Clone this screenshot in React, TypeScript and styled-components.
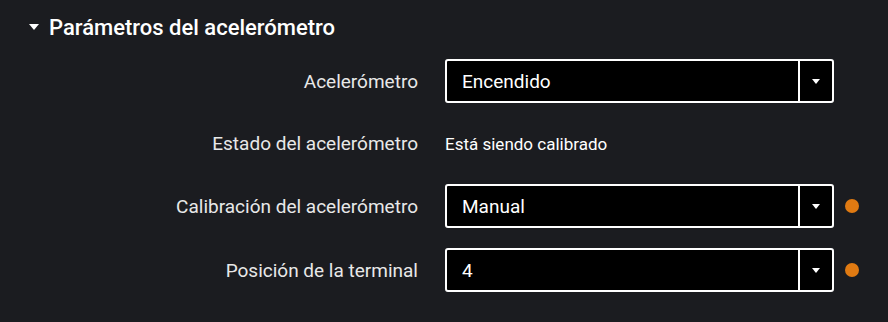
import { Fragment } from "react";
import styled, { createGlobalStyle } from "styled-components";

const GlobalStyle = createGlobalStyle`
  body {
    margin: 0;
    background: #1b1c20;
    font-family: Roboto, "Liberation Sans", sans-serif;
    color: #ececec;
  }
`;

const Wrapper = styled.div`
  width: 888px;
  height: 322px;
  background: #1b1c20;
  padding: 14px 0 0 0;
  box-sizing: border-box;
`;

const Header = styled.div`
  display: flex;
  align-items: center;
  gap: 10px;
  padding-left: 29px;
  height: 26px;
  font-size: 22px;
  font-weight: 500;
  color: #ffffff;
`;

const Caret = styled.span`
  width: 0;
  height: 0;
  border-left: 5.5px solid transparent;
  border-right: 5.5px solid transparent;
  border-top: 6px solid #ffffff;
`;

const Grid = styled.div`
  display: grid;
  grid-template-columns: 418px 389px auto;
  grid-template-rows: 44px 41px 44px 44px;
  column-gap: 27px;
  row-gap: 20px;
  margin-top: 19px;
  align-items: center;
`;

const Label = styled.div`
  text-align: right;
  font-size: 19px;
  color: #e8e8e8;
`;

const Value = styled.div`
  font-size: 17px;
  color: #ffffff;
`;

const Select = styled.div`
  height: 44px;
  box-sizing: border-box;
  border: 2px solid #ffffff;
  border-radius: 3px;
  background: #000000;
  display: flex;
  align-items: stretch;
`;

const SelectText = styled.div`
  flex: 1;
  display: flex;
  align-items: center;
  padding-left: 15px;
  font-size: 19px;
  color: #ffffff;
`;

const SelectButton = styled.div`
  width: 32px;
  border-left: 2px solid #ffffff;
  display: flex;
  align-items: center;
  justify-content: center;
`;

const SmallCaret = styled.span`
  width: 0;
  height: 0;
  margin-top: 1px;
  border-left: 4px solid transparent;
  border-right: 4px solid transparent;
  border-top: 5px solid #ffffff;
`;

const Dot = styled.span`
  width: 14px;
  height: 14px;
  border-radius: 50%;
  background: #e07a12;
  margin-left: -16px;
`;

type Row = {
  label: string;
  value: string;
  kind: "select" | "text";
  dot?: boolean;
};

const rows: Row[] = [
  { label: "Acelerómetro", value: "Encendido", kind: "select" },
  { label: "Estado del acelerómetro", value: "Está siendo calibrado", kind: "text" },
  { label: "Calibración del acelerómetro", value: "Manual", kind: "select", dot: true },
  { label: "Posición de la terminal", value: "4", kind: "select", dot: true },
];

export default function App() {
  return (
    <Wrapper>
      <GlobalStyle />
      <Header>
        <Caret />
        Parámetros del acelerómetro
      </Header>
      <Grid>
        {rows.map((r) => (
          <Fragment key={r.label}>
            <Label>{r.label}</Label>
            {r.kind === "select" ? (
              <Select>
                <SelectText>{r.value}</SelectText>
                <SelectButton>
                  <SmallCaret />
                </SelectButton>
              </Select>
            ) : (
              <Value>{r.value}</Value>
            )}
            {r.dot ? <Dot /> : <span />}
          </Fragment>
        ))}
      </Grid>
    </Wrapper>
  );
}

□ □ □ □ □

Identify the lines that hold the word "components". Copy every one of them.

Clone this screenshot in React, TypeScript and styled-components.
import styled, { createGlobalStyle } from "styled-components";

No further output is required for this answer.